Antes, cuando cumplías dieciocho años, dejabas de jugar con las muñecas definitivamente; ahora te regalan unas tetas nuevas. Los tiempos cambian; al menos para las chicas, porque, que yo sepa, nunca ha habido ningún chico que se haya puesto unos testículos nuevos cuando ha cumplido los dieciocho. A las mujeres —con la bandera de la liberación femenina en una mano y con la excusa de una autoestima de hierro en la otra— nos ha dado por reconstruirnos (a nuestro gusto, por supuesto, nunca ninguna mujer lo ha hecho para gustar a los demás). ¿Sabéis qué pasa?, la vida ya es suficientemente dura como para que encima te tengas que ver imperfecta en el espejo cada día. Si yo sé que con una talla 200 de pecho, una piel tersa y unos labios del tamaño de dos chistorras seré más feliz, ¿por qué me tengo que reprimir? Supongo que ahora vendrá la típica persona (que no es perfecta) a decirme que la perfección es subjetiva, bla, bla, bla... No tenéis que escuchar este tipo de gente, no saben lo que se dicen; la perfección existe y es esta: unos pechos grandes, unos labios gruesos (que tienen que ser del mismo color de los otros labios), una piel bronceada y sin ninguna arruga, un culo grande, una complexión atlética pero con curvas, unos ojos almendrados de color verde, una melena brillante y lisa, una nariz respingona y pequeñita, unos pies que no pasen de la talla 37 y una estatura que no supere los 165 cm y no esté por debajo de los 155.

A las mujeres, con la bandera de la liberación femenina en una mano y con la excusa de una autoestima de hierro en la otra, nos ha dado por reconstruirnos

Como veis, poca gente nace con estas características (es normal, no os preocupéis); así pues, la única alternativa que nos queda es pasar por el mecánico para que cambie alguna pieza. Y lo antes posible. Es desagradable ver gente imperfecta por la calle que no ha tenido la decencia de operarse; lo encuentro muy egoísta por su parte. Tú cuando sales a la calle lo que quieres es relajarte, y no cruzarte con una persona que tiene los pechos pequeños o los labios delgados. Las operaciones estéticas deberían entrar por la Seguridad Social; estoy segura de que erradicaríamos las depresiones y que viviríamos mucho más felices. Ahora en serio, ¿por qué tengo que ser imperfecta si con unos miserables sesenta mil euros puedo ser perfecta? Además, dicen que la gente que tiene una talla 200 de pecho, una cintura de abeja y un trasero del tamaño de dos sandías tiene más posibilidades de encontrar trabajo y que por lo tanto es más feliz y vive más años. Lo leí en una revista científica que se llama Lecturas. Por cierto, para las que todavía sois imperfectas, este mes de agosto hay una oferta increíble en la clínica donde me operan cada quince días: si te operas el culo, te regalan un pecho nuevo (el otro va a cargo tuyo) y un alisado de pestañas (a mí las pestañas me han ido muy bien para ahorrar: me las han dejado tan largas que este verano no he tenido que encender el aire acondicionado).

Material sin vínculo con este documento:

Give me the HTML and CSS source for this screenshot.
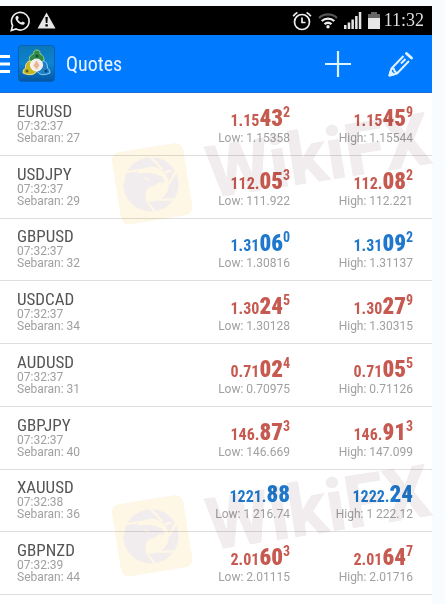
FILE: index.html
```html
<!DOCTYPE html>
<html lang="en">
<head>
  <meta charset="UTF-8" />
  <meta name="viewport" content="width=device-width, initial-scale=1.0" />
  <title>Quotes</title>
  <link rel="stylesheet" href="styles.css">
</head>
<body>
  <div class="phone">
    <div class="status-bar">
      <svg width="20" height="22" viewBox="0 0 20 22" fill="none" stroke="#eee" stroke-width="1.6">
        <path d="M1.3 20.5l1.3-5A8.8 8.8 0 1 1 6 18.9z"/>
        <path d="M6.2 6.2c.8-.9 1.6-.7 2 .3l.6 1.5-1 1.3c.9 1.7 1.9 2.6 3.5 3.3l1.2-1.2 2 1c.8.5-.2 2-1.4 2.3-3 .6-8-4-7.6-7.2.1-.5.3-.9.7-1.3z" fill="#eee" stroke="none"/>
      </svg>
      <svg width="19" height="17" viewBox="0 0 19 17">
        <path d="M9.5.5l9 16H.5z" fill="#e6e6e6"/>
        <path d="M8.4 5h2.400l-.4 6H8.800zM8.400 12.200h2.400v2.300H8.400z" fill="#000"/>
      </svg>
      <div class="status-right">
        <svg width="20" height="20" viewBox="0 0 20 20" fill="none" stroke="#eee" stroke-width="1.7">
          <circle cx="10" cy="11" r="7.5"/>
          <path d="M10 6.5v5h3.5M1.2 5.2A10 10 0 0 1 5.400 1.500M18.800 5.200A10 10 0 0 0 14.600 1.500"/>
        </svg>
        <svg width="20" height="16" viewBox="0 0 20 16" fill="none" stroke-width="2.3">
          <path d="M1 5a13 13 0 0 1 18 0" stroke="#555"/>
          <path d="M3.700 8a9.500 9.500 0 0 1 12.600 0M6.500 11.200a5.500 5.500 0 0 1 7 0" stroke="#eee"/>
          <circle cx="10" cy="13.800" r="1.700" fill="#eee"/>
        </svg>
        <svg width="18" height="17" viewBox="0 0 18 17" fill="#e6e6e6">
          <path d="M0 13h2.500v4H0zM3.700 10.500h2.500V17H3.700zM7.400 7.500h2.500V17H7.400zM11.100 4h2.500v13h-2.500zM14.800 0h2.500v17h-2.500z"/>
        </svg>
        <svg width="12" height="17" viewBox="0 0 12 17">
          <path d="M3 0h6v2h3v5H0V2h3z" fill="#666"/>
          <path d="M0 6h12v11H0z" fill="#e6e6e6"/>
        </svg>
        <span class="clock">11:32</span>
      </div>
    </div>

    <header class="app-bar">
      <button class="icon-btn" aria-label="Menu">
        <svg width="10" height="18" viewBox="0 0 10 18" fill="#fff">
          <path d="M0 0h10v3H0zM0 7.500h10v3H0zM0 15h10v3H0z"/>
        </svg>
      </button>
      <svg class="app-logo" width="37" height="37" viewBox="0 0 37 37">
        <defs>
          <linearGradient id="tile" x1="0" y1="0" x2="0" y2="1">
            <stop offset="0" stop-color="#0a78b8"/>
            <stop offset="0.5" stop-color="#0f83cf"/>
            <stop offset="1" stop-color="#0556a3"/>
          </linearGradient>
        </defs>
        <rect x="0.5" y="0.5" width="36" height="36" rx="3" fill="url(#tile)" stroke="#0560b8"/>
        <path d="M12 18c-2-5 0-8 3.500-9 0-3 1.500-4 3.500-4s3.500 1.500 3 4c3.500 1 5 5 3 9" fill="#2f8a4c" stroke="#9bd27c"/>
        <path d="M5 28c0-3 1-4 2.500-5 0-5 2-7 6-7l6 9c-2 5-8 6-14.500 3z" fill="#c5b62a" stroke="#eee68a"/>
        <path d="M32 28c0-3-1-4-2.500-5 0-5-2-7-5-7l-6 9c2 5 7 6 13.500 3z" fill="#2080c5" stroke="#8cd0f5"/>
        <circle cx="19" cy="11" r="1.500" fill="#124f2a"/>
        <circle cx="9" cy="26" r="1.500" fill="#4d651e"/>
        <circle cx="28" cy="26" r="1.500" fill="#064580"/>
        <circle cx="18.500" cy="20" r="6" fill="#f3eee6" stroke="#fff"/>
        <path d="M18.500 15.500l3 5-3 4-3-4z" fill="#e8b49c"/>
      </svg>
      <h1 class="app-title">Quotes</h1>
      <button class="icon-btn" aria-label="Add symbol">
        <svg width="28" height="28" viewBox="0 0 28 28" stroke="#dff2ff" stroke-width="2.200">
          <path d="M1 14h26M14 1v26"/>
        </svg>
      </button>
      <button class="icon-btn" aria-label="Edit list">
        <svg width="26" height="26" viewBox="0 0 26 26" fill="none" stroke="#dff2ff" stroke-width="2" stroke-linejoin="round">
          <path d="M15.500 5L3.500 17.500L1.500 24.500L9 22.500L21 10M3.500 17.500l2.500.5.500 2 2.500 2.500M13 12.500l4.500-4.500"/>
          <path d="M18.500 2.500l5 4.500" stroke-width="3" stroke-linecap="round"/>
          <path d="M1.500 24.500l1-4 3 3z" fill="#dff2ff"/>
        </svg>
      </button>
    </header>

    <table class="quotes">
      <tbody>
        <tr>
          <th scope="row"><span class="symbol">EURUSD</span>07:32:37<br>Sebaran: 27</th>
          <td><span class="price down">1.15<b>43</b><sup>2</sup></span>Low: 1.15358</td>
          <td><span class="price down">1.15<b>45</b><sup>9</sup></span>High: 1.15544</td>
        </tr>
        <tr>
          <th scope="row"><span class="symbol">USDJPY</span>07:32:37<br>Sebaran: 29</th>
          <td><span class="price down">112.<b>05</b><sup>3</sup></span>Low: 111.922</td>
          <td><span class="price down">112.<b>08</b><sup>2</sup></span>High: 112.221</td>
        </tr>
        <tr>
          <th scope="row"><span class="symbol">GBPUSD</span>07:32:37<br>Sebaran: 32</th>
          <td><span class="price up">1.31<b>06</b><sup>0</sup></span>Low: 1.30816</td>
          <td><span class="price up">1.31<b>09</b><sup>2</sup></span>High: 1.31137</td>
        </tr>
        <tr>
          <th scope="row"><span class="symbol">USDCAD</span>07:32:37<br>Sebaran: 34</th>
          <td><span class="price down">1.30<b>24</b><sup>5</sup></span>Low: 1.30128</td>
          <td><span class="price down">1.30<b>27</b><sup>9</sup></span>High: 1.30315</td>
        </tr>
        <tr>
          <th scope="row"><span class="symbol">AUDUSD</span>07:32:37<br>Sebaran: 31</th>
          <td><span class="price down">0.71<b>02</b><sup>4</sup></span>Low: 0.70975</td>
          <td><span class="price down">0.71<b>05</b><sup>5</sup></span>High: 0.71126</td>
        </tr>
        <tr>
          <th scope="row"><span class="symbol">GBPJPY</span>07:32:37<br>Sebaran: 40</th>
          <td><span class="price down">146.<b>87</b><sup>3</sup></span>Low: 146.669</td>
          <td><span class="price down">146.<b>91</b><sup>3</sup></span>High: 147.099</td>
        </tr>
        <tr>
          <th scope="row"><span class="symbol">XAUUSD</span>07:32:38<br>Sebaran: 36</th>
          <td><span class="price up">1221.<b>88</b></span>Low: 1 216.74</td>
          <td><span class="price up">1222.<b>24</b></span>High: 1 222.12</td>
        </tr>
        <tr>
          <th scope="row"><span class="symbol">GBPNZD</span>07:32:39<br>Sebaran: 44</th>
          <td><span class="price down">2.01<b>60</b><sup>3</sup></span>Low: 2.01115</td>
          <td><span class="price down">2.01<b>64</b><sup>7</sup></span>High: 2.01716</td>
        </tr>
      </tbody>
    </table>
  </div>

  <!-- brand watermark, laid over the list twice -->
  <svg class="watermark watermark-top" width="338" height="130" viewBox="0 0 338 130" aria-hidden="true">
    <defs>
      <g id="brand">
        <g transform="translate(-2 38) scale(0.333)">
          <rect x="33" y="28" width="217" height="219" rx="24" transform="rotate(-9 141 137)" fill="#fbeabd"/>
          <circle cx="139" cy="139" r="67" fill="none" stroke="#dccfd2" stroke-width="29"/>
          <path d="M66 102L140 93M132 52L172 94M178 104L200 98M218 92L190 140M222 184L160 186M152 222L118 182" stroke="#fbeabd" stroke-width="7"/>
          <path d="M55 140L82 112C110 102 145 103 160 112C172 114 178 122 178 135C168 132 158 132 155 138C150 146 135 143 128 152C117 166 118 190 142 218C92 218 58 190 55 140z" fill="#dccfd2"/>
          <path d="M116 117l20 6-12 4z" fill="#fbeabd"/>
        </g>
        <text class="brand-text" transform="translate(104 98) rotate(-9)">WikiFX</text>
      </g>
    </defs>
    <use href="#brand"/>
  </svg>
  <svg class="watermark watermark-bottom" width="338" height="130" viewBox="0 0 338 130" aria-hidden="true">
    <use href="#brand"/>
  </svg>
</body>
</html>
```

FILE: styles.css
```css
* {
  box-sizing: border-box;
}
body {
  margin: 0;
  padding: 6px 13px 0 0;
  min-height: 100vh;
  display: flex;
  position: relative;
  background-color: #f9fcfe;
  font-family: Roboto, sans-serif;
  overflow-x: hidden;
}
.phone {
  flex: 1;
  display: flex;
  flex-direction: column;
  padding-bottom: 9px;
  background-color: #fff;
}
.status-bar {
  display: flex;
  align-items: center;
  gap: 7px;
  height: 29px;
  padding: 0 8px 0 10px;
  background-color: #000;
}
.status-right {
  display: flex;
  align-items: center;
  gap: 6px;
  margin-left: auto;
}
.clock {
  margin-left: -2px;
  color: #ddd;
  font-family: "Liberation Serif", serif;
  font-size: 18px;
}
.app-bar {
  display: flex;
  align-items: center;
  height: 58px;
  padding-right: 18px;
  background-color: #007bff;
  border-bottom: 1px solid #1a6fd0;
}
.icon-btn {
  display: flex;
  padding: 0;
  border: none;
  background: none;
  cursor: pointer;
}
.icon-btn + .icon-btn {
  margin-left: 36px;
}
.app-logo {
  margin-left: 8px;
}
.app-title {
  flex: 1;
  margin: 0 0 0 11px;
  color: #e9f6ff;
  font-family: "Roboto Condensed", Roboto, sans-serif;
  font-size: 20px;
  font-weight: 400;
}
.quotes {
  flex: 1;
  display: flex;
}
.quotes tbody {
  flex: 1;
  display: grid;
  grid-auto-rows: 1fr;
}
.quotes tr {
  display: grid;
  grid-template-columns: 1fr 110px 123px;
  align-items: end;
  padding: 7px 19px 11px 17px;
  border-bottom: 1px solid #dedede;
}
.quotes th,
.quotes td {
  padding: 0;
  color: #a0a0a0;
  font-size: 12px;
  font-weight: 400;
  line-height: 12px;
  text-align: right;
}
.quotes th {
  text-align: left;
}
.symbol,
.price {
  display: block;
  font-family: "Roboto Condensed", Roboto, sans-serif;
}
.symbol {
  color: #555;
  font-size: 17px;
  font-weight: 400;
  line-height: 18px;
}
.price {
  font-size: 16px;
  font-weight: 700;
  line-height: 22px;
}
.price b {
  font-size: 23px;
}
.price sup {
  font-size: 14px;
  line-height: 0;
  vertical-align: 9px;
}
.down {
  color: #c65a50;
}
.up {
  color: #1f78cc;
}
.watermark {
  position: absolute;
  left: 107px;
  opacity: 0.4;
  mix-blend-mode: multiply;
  pointer-events: none;
}
.watermark-top {
  top: 100px;
}
.watermark-bottom {
  top: 452px;
}
.brand-text {
  font-family: Roboto, sans-serif;
  font-size: 72px;
  font-weight: 700;
  fill: #dccfd2;
  stroke: #dccfd2;
  stroke-width: 1px;
  stroke-linejoin: round;
}
```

¿Sabéis qué es lo que más me gusta de operarme?, que cuando salgo a la calle tengo la sensación de que todas las chicas y mujeres con las que me cruzo son de mi familia. Somos todas idénticas. En el siglo pasado les dio por tener cada uno su personalidad y estas tonterías (les faltaba un tornillo). ¿Tú sabes lo difícil que es recordar tantas caras y cuerpos diferentes? Por suerte, las cosas han cambiado y ahora somos todas iguales y no hay ninguna que destaque más que las demás. Esto sí que es ser empático y solidario. No como antes, que había las típicas chicas guapas que lo conseguían todo y las feas tenían que soportar el peso de la fealdad toda la vida. Por fin, hemos logrado una democracia estética; tendríamos que estar muy orgullosas. Ahora solo falta —pero esto ya es una utopía— que nos llamemos todas iguales para no tener que recordar tantos nombres y que los hombres empiecen los dieciocho con una talla 200 de testículos para no desentonar con nuestra perfección. Todo llegará.